Cheetah and Wild Dog Conservation in South Africa

A new report will guide the way forward for Cheetah and African Wild Dog conservation in South Africa.

©Ian Whyte

Carnivore conservationists will establish a biodiversity management plan for these species based on this report, for submission to the department of water and environmental affairs. If accepted and signed by the minister, it will become legislated, providing an enforceable means of achieving the plan's outlined objectives.

Cheetah (Acinonyx jubatus) and wild dogs (Lycaon pictus) share similar biological traits and face similar threats. For this reason the decision was taken to coordinate their conservation. Both species are wide ranging and occur at naturally low densities, even in protected areas. Both are adversely affected by competition with other large predators, and both are declining in number, primarily due to persecution by humans.

The goal of this plan is therefore to improve the status of cheetah and wild dogs within their historical range in South Africa, and the objectives are to:

  • develop capacity in all aspects of cheetah and wild dog conservation in South Africa;
  • improve knowledge of the conservation biology of cheetah and wild dogs across South Africa;
  • develop and implement mechanisms for the transfer of information relevant to the conservation of cheetah and wild dogs and ensure active stakeholder commitment;
  • minimise and manage conflict and promote co-existence between cheetah, wild dogs and people across South Africa;
  • minimise adverse effects of existing land use patterns and promote practices conducive to the conservation of cheetah and wild dogs;
  • improve national and provincial governmental commitment to the conservation of cheetah and wild dogs in South Africa;
  • review, and where necessary amend international, regional and local legislation, norms and standards, policies and protocols affecting the conservation of cheetah and wild dogs, and promote the compliance thereof; and
  • establish viable populations of cheetah and wild dogs within a matrix of land uses using a metapopulation approach in these species' extirpated and resident distributions.

The Wildlife Conservation Society and Zoological Society of London are coordinating a continent-wide conservation planning process for cheetah and African wild dogs in Africa, under the auspices of the International Union for the Conservation of Nature's Cat and Canid Specialist Groups.

This has involved the convening of a number of regional conservation planning meetings, followed by national meetings. The southern African conservation action planning meeting was held in Jwaneng, Botswana in December 2007 and the Endangered Wildlife Trust then took the lead role in coordinating the South African national conservation action planning process.

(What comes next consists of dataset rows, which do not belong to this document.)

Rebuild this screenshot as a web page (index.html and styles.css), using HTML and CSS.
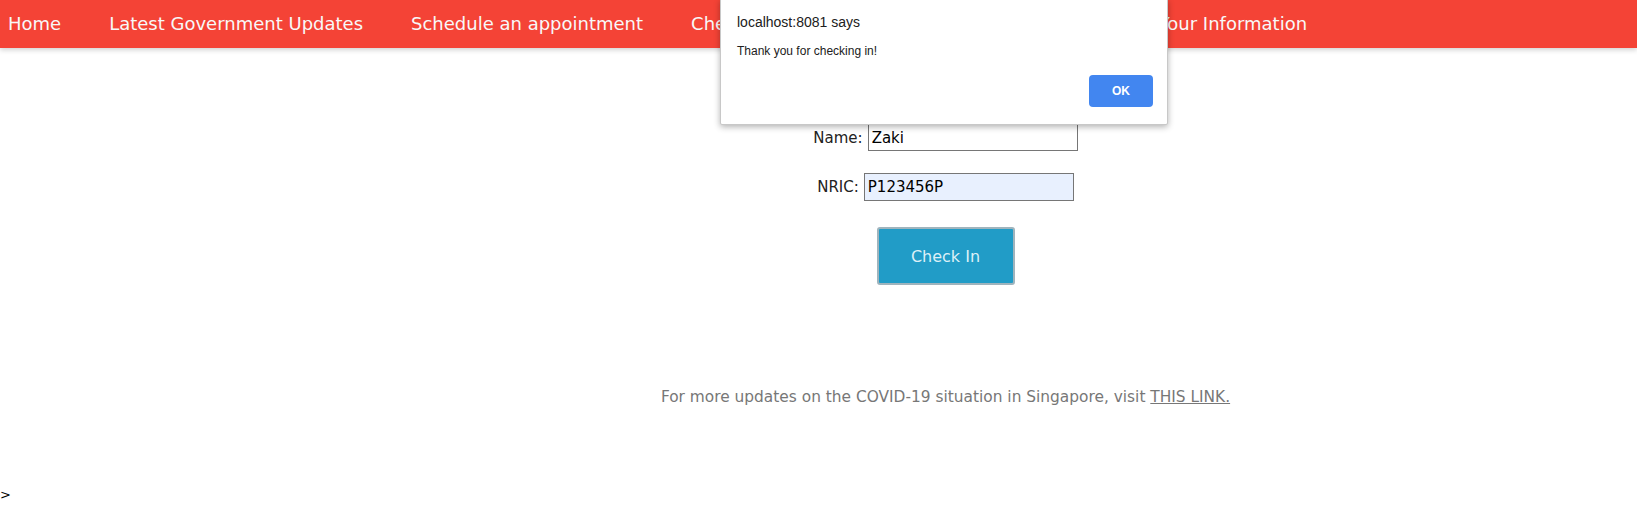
FILE: index.html
```html
<!DOCTYPE html>
<html lang="en">
<head>
<meta charset="utf-8">
<title>Check In</title>
<link rel="stylesheet" href="styles.css">
</head>
<body>
<nav class="topnav">
  <a href="#">Home</a>
  <a href="#">Latest Government Updates</a>
  <a href="#">Schedule an appointment</a>
  <a href="#">Check In</a>
  <a href="#">View My Check In History</a>
  <a class="tight" href="#">Update Your Information</a>
</nav>

<main class="content">
  <h2 class="page-title">Check In</h2>
  <form class="checkin">
    <div class="row">
      <label class="label" for="name">Name:</label>
      <input class="field" id="name" type="text" value="Zaki">
    </div>
    <div class="row">
      <label class="label" for="nric">NRIC:</label>
      <input class="field autofill" id="nric" type="text" value="P123456P">
    </div>
    <button class="btn" type="button">Check In</button>
  </form>
  <p class="note">For more updates on the COVID-19 situation in Singapore, visit <a href="#">THIS LINK.</a></p>
</main>

<div class="stray">&gt;</div>

<div class="alert">
  <div class="alert-title">localhost:8081 says</div>
  <div class="alert-msg">Thank you for checking in!</div>
  <div class="alert-actions"><button class="alert-ok" type="button">OK</button></div>
</div>
</body>
</html>
```

FILE: styles.css
```css
html, body {
  margin: 0;
  padding: 0;
  background: #fff;
}

body {
  font-family: "DejaVu Sans", Verdana, sans-serif;
  color: #222;
  height: 524px;
  overflow: hidden;
  position: relative;
}

.topnav {
  display: flex;
  gap: 48px;
  height: 48px;
  padding-left: 8px;
  background: #f44336;
  box-shadow: 0 2px 5px rgba(0, 0, 0, 0.18);
}

.topnav a {
  color: #f8f8f8;
  text-decoration: none;
  font-size: 18px;
  line-height: 47px;
  white-space: nowrap;
}

.topnav a.tight {
  margin-left: -5px;
}

.content {
  padding-left: 254px;
  display: flex;
  flex-direction: column;
  align-items: center;
}

.page-title {
  margin: 0;
  height: 76px;
  line-height: 60px;
  font-size: 24px;
  font-weight: normal;
}

.checkin {
  display: flex;
  flex-direction: column;
  align-items: center;
}

.row {
  display: flex;
  align-items: center;
  gap: 5px;
  margin-bottom: 22px;
}

.label {
  font-size: 15px;
  color: #222;
}

.field {
  width: 210px;
  height: 27px;
  box-sizing: border-box;
  border: 1px solid #767676;
  padding: 0 3px;
  font-family: "DejaVu Sans", Verdana, sans-serif;
  font-size: 15px;
  color: #000;
  background: #fff;
  margin: 0;
}

.field.autofill {
  background: #e8f0fe;
  height: 28px;
}

.btn {
  margin-top: 4px;
  width: 138px;
  height: 58px;
  background: #219cc7;
  border: 2px solid #9fb4bd;
  border-radius: 3px;
  color: #dcf0f7;
  font-family: "DejaVu Sans", Verdana, sans-serif;
  font-size: 16px;
}

.note {
  margin: 103px 0 0;
  font-size: 15.4px;
  color: #777;
}

.note a {
  color: #777;
}

.stray {
  position: absolute;
  left: 0;
  top: 487px;
  font-size: 13px;
  color: #000;
}

.alert {
  position: absolute;
  left: 720px;
  top: -1px;
  width: 448px;
  height: 126px;
  box-sizing: border-box;
  background: #fff;
  border: 1px solid #c8c8c8;
  border-radius: 0 0 2px 2px;
  box-shadow: 0 2px 6px rgba(0, 0, 0, 0.3);
  padding: 13px 14px 0 16px;
  font-family: "Liberation Sans", Arial, sans-serif;
}

.alert-title {
  font-size: 14px;
  color: #202020;
  line-height: 18px;
}

.alert-msg {
  margin-top: 12px;
  font-size: 12px;
  color: #202020;
  line-height: 16px;
}

.alert-actions {
  display: flex;
  justify-content: flex-end;
  margin-top: 16px;
}

.alert-ok {
  width: 64px;
  height: 32px;
  border: none;
  border-radius: 4px;
  background: #4286f0;
  color: #fff;
  font-family: "Liberation Sans", Arial, sans-serif;
  font-weight: bold;
  font-size: 12px;
}
```
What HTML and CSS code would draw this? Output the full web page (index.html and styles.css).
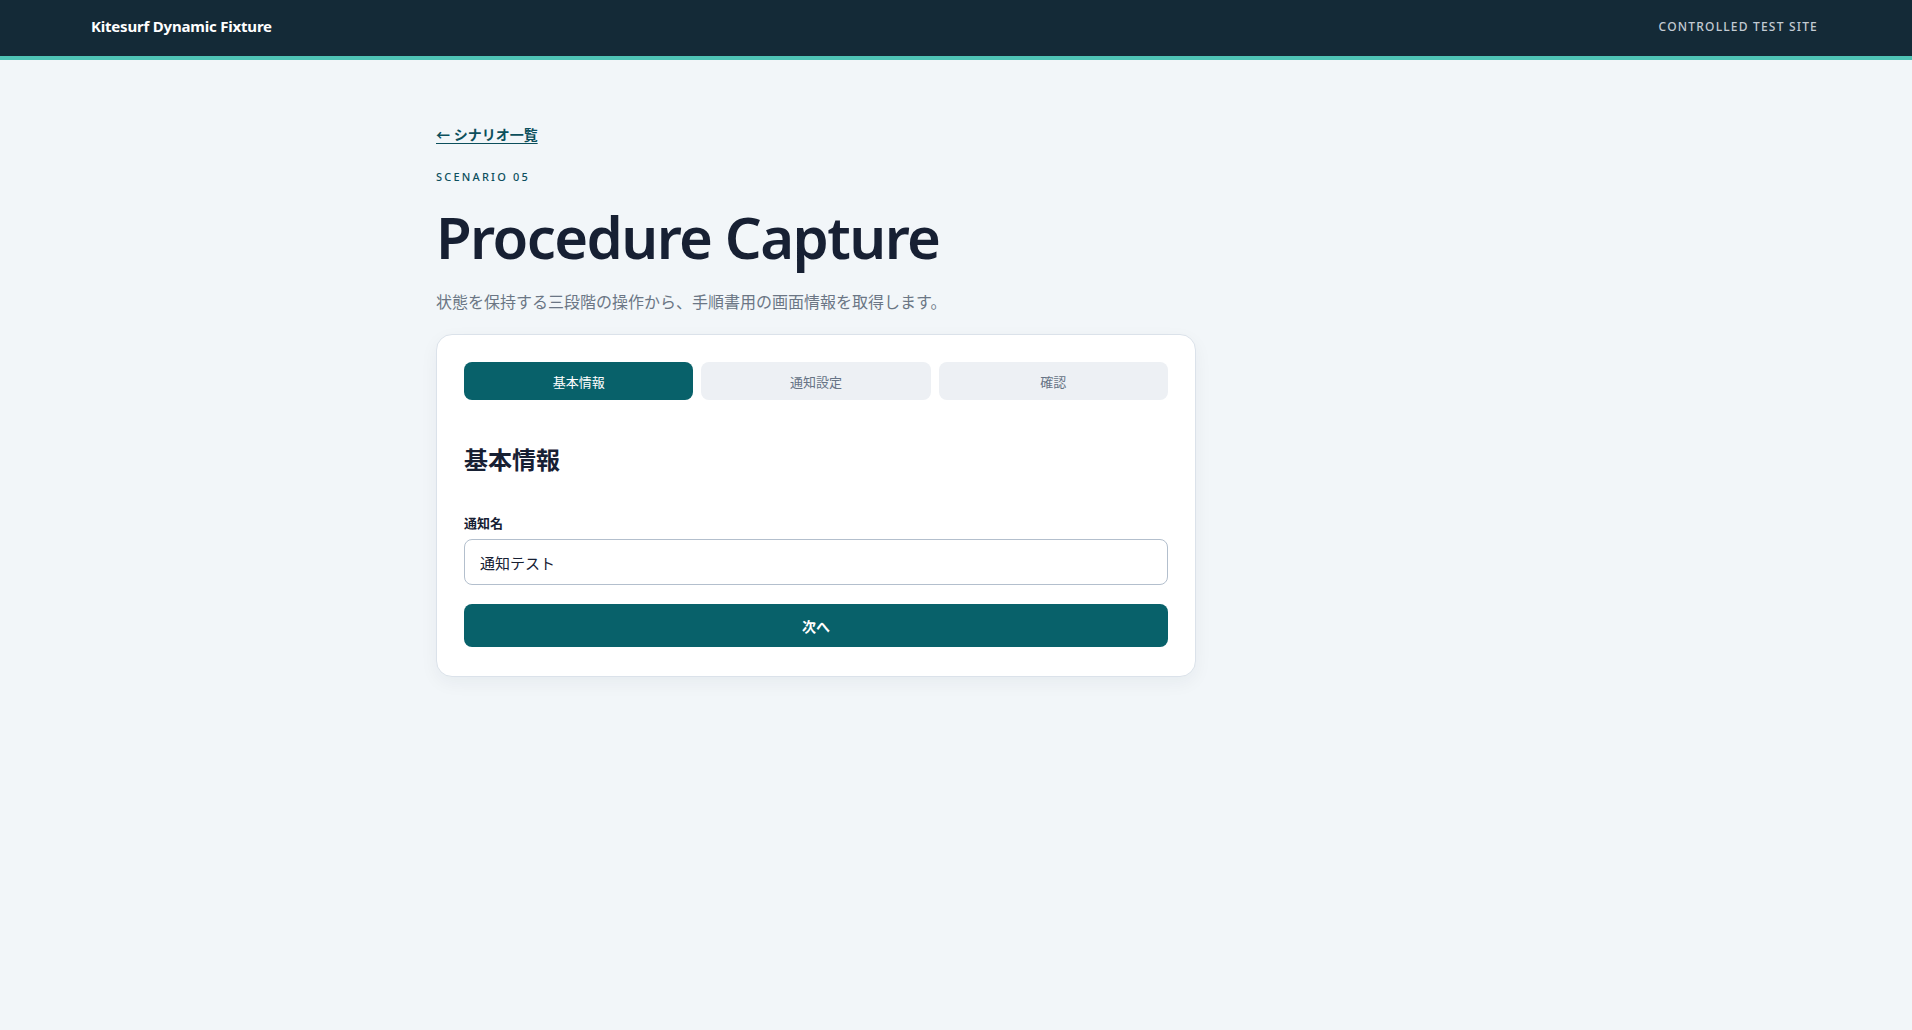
FILE: index.html
```html
<!DOCTYPE html>
<html lang="ja">
<head>
<meta charset="utf-8">
<title>Procedure Capture</title>
<link rel="stylesheet" href="styles.css">
</head>
<body>
<header class="site-header">
  <div class="brand">Kitesurf Dynamic Fixture</div>
  <div class="site-tag">CONTROLLED TEST SITE</div>
</header>
<main class="page">
  <a class="back-link" href="#">← シナリオ一覧</a>
  <p class="eyebrow">SCENARIO 05</p>
  <h1 class="title">Procedure Capture</h1>
  <p class="lead">状態を保持する三段階の操作から、手順書用の画面情報を取得します。</p>
  <section class="card">
    <div class="steps">
      <button class="step active" type="button">基本情報</button>
      <button class="step" type="button">通知設定</button>
      <button class="step" type="button">確認</button>
    </div>
    <h2 class="section-title">基本情報</h2>
    <label class="field-label" for="name">通知名</label>
    <input class="field-input" id="name" type="text" value="通知テスト">
    <button class="primary" type="button">次へ</button>
  </section>
</main>
</body>
</html>
```

FILE: styles.css
```css
* { box-sizing: border-box; }
html, body { margin: 0; padding: 0; }
body {
  background: #f2f6f9;
  font-family: "Noto Sans", "Noto Sans CJK JP", sans-serif;
  color: #172033;
  min-height: 1030px;
}
.site-header {
  height: 60px;
  background: #142a37;
  border-bottom: 4px solid #4fc3b5;
  display: flex;
  align-items: center;
  justify-content: space-between;
  padding: 0 94px 4px 91px;
}
.brand {
  color: #ffffff;
  font-size: 15px;
  font-weight: 700;
  letter-spacing: -0.2px;
}
.site-tag {
  color: #c3cbd3;
  font-size: 12px;
  font-weight: 500;
  letter-spacing: 1.2px;
}
.page {
  max-width: 1040px;
  margin: 0 auto;
  padding-top: 63px;
}
.back-link {
  display: inline-block;
  color: #0c4f5c;
  font-size: 14px;
  font-weight: 600;
  line-height: 22px;
  text-decoration: underline;
  text-underline-offset: 3px;
}
.eyebrow {
  margin: 23px 0 0;
  color: #0d4f5e;
  font-size: 11px;
  font-weight: 500;
  letter-spacing: 2.2px;
  line-height: 16px;
}
.title {
  margin: 16px 0 0;
  font-size: 58px;
  font-weight: 600;
  letter-spacing: -1.6px;
  line-height: 72px;
  color: #172033;
}
.lead {
  margin: 17px 0 0;
  color: #6b7685;
  font-size: 16px;
  line-height: 24px;
}
.card {
  margin-top: 20px;
  max-width: 760px;
  background: #ffffff;
  border: 1px solid #dbe2ea;
  border-radius: 16px;
  padding: 27px 27px 29px;
  box-shadow: 0 6px 18px rgba(20, 42, 55, 0.05);
}
.steps {
  display: grid;
  grid-template-columns: repeat(3, 1fr);
  gap: 8px;
}
.step {
  height: 38px;
  border: 0;
  border-radius: 8px;
  background: #edf0f4;
  color: #667385;
  font-family: inherit;
  font-size: 13px;
  padding: 0;
}
.step.active {
  background: #08616a;
  color: #ffffff;
}
.section-title {
  margin: 44px 0 0;
  font-size: 24px;
  font-weight: 700;
  line-height: 32px;
  color: #172033;
}
.field-label {
  display: block;
  margin-top: 37px;
  font-size: 13px;
  font-weight: 700;
  line-height: 20px;
  color: #172033;
}
.field-input {
  display: block;
  width: 100%;
  height: 46px;
  margin-top: 6px;
  border: 1px solid #b3bfcd;
  border-radius: 8px;
  padding: 0 15px;
  font-family: inherit;
  font-size: 15px;
  color: #172033;
  background: #ffffff;
}
.primary {
  display: block;
  width: 100%;
  height: 43px;
  margin-top: 19px;
  border: 0;
  border-radius: 8px;
  background: #08616a;
  color: #ffffff;
  font-family: inherit;
  font-size: 14px;
  font-weight: 700;
}
```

The first step in this process was the convening of a Population and Habitat Viability Assessment (PHVA) workshop for cheetah to complement the PHVA conducted for Wild Dogs in 1997. During recent years, cheetah have been reintroduced into at least 37 small to medium sized fenced reserves, significantly increasing the numbers and geographic range of the species.

However, most of these reserves contain small populations, and without coordinated management, there is a risk that inbreeding will occur. The PHVA provided the tools to manage isolated reintroduced populations as a coordinated metapopulation, where subpopulations are linked by management interventions.

Following the PHVA, the National Conservation Action Planning meeting for cheetah and wild dogs was held in June 2009, in Bela Bela, Limpopo. Here stakeholders mapped out a comprehensive conservation strategy for cheetah and wild dogs in South Africa.

Another workshop was then held in September 2009 to discuss the way forward for cheetah conservation. At this workshop it was agreed that the EWT's Carnivore Conservation Group (EWT-CCG) would coordinate the process, while the EWT's IT 4 Conservation Group (EWT-IT4CG) is well placed to develop the baseline cheetah database.

This will contain information critical to ensuring demographic and genetic integrity of the cheetah population and avoiding over-population in small reserves. The next step is to gain buy-in from all landowners with cheetah on their property and to put together a management plan for the cheetah metapopulation.

The report that will form the basis for the Biodiversity Management Plan for Species has been finalised and is available at https://ewt.org.za. The Biodiversity Management Plan for Species will take another year to finalise. The national planning process was made possible by a grant to the EWT by the Howard G. Buffett Foundation's African Cheetah Initiative.